Recent graduate Jesse Abelson (B.S. Biology '17) balances his role as an entrepreneur with a position in the University's Department of Emergency Medicine
What is your job title?
I am the Chief Executive Officer and Vice President of Vetiver Solutions
Can you give a brief overview of Vetiver Solution's history?
Vetiver Solutions began as an idea during a Grand Challenge Course called Seeking Solutions to Global Health Issues. I had traveled to Haiti several times in the past as an EMT so I had several connections there and had a decent idea about the problems they were facing. Our business model, which we developed over the semester, works by taking a grass called vetiver, which prevents soil erosion, and converting the shoots of the vetiver into yarn. This helps to make sustainable farming profitable in both the short- and long-term.

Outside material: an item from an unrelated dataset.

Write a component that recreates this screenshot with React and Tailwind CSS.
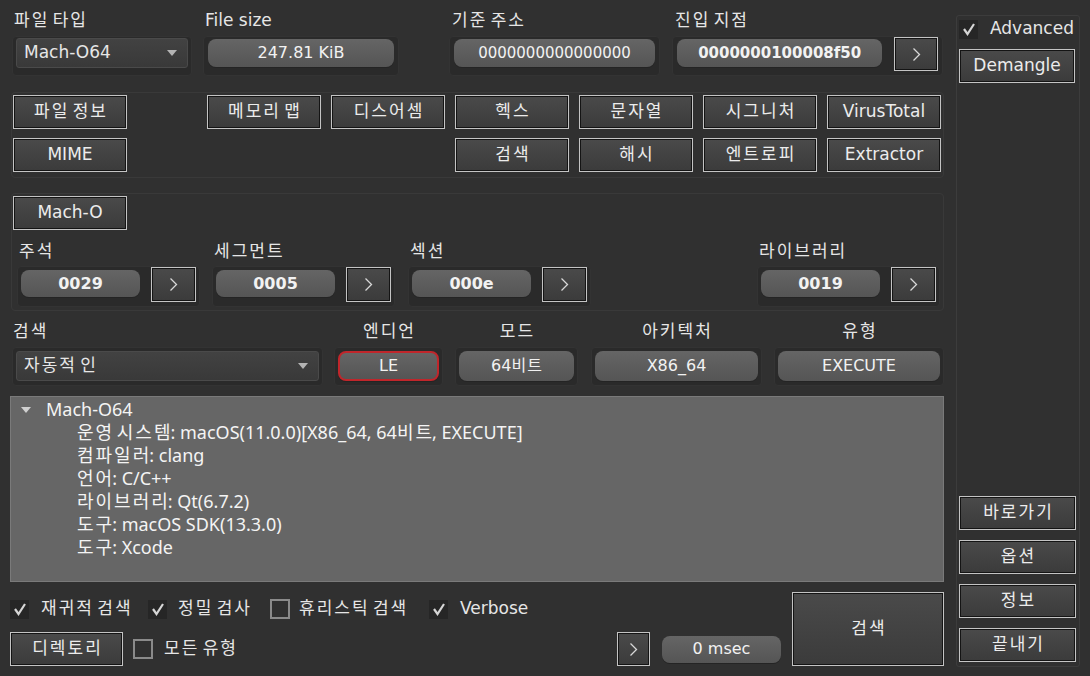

After slowly developing our idea and business plan in the Grand Challenge Course, we entered into the Acara Challenge and won $3,500 in order to pilot our idea. I spent 3 months in Haiti in 2017 and upon returning, we were able to secure more funding through Acara and the Institute on the Environment. In April we were awarded the Social Impact Award and 4th place overall at a nationwide entrepreneurship competition. From this competition, we were also awarded a $25,000 prize. We have since returned several times and continue to work as we get closer to getting our product onto the market.
What does a typical work day look like for you?
In starting a business, a ‘typical day’ doesn’t really exist. My days can be anything from being in Haiti creating fibers from the vetiver shoots to responding to emails all day. I’d say a typical day of work in the US consists of a few hours of smaller tasks, an hour of two of experimenting with the fibers to try to perfect the quality of our yarn, and then an hour or two of research, meetings, or searching for grant opportunities. With all that being said, no two days are the same.
In addition to my work with Vetiver Solutions, I am working part-time at the University of Minnesota Medical School in the Department of Emergency Medicine. Most of my job there is to certify medical students in Basic Life Support. Thus far it’s been very easy to balance these two jobs. Luckily, for the most part, I am able to decide when I work at both my jobs so there hasn’t been any conflicts thus far.
What is the most noteworthy work accomplishment that you've had since graduation?
The most noteworthy accomplishment since graduating in December has to be winning the Social Impact Award and 4th place overall at the Schulze Entrepreneurship Competition, which is a nationwide competition for entrepreneurs. As a business with a social impact focus, we thought we were in way over our heads at this purely entrepreneurship competition. Amazingly, we did incredibly well at this competition, which was validating for all of us. A prize check for $25,000 was pretty nice as well.
Any advice for students or recent grads?
I have two pieces of advice for students and recent grads. The first is to do something you are passionate about. Passion can take you incredibly far. Before starting this company, I knew nothing about running a business, but my passion has gotten me this far and continues to push us ahead (along with an incredible team). My second piece of advice is connected to that and is actually a quote from Margaret Mead. “Never doubt that a small group of thoughtful, committed people can change the world. Indeed, it’s the only thing that ever has.” Take this quote to heart and remember it…especially when times get hard.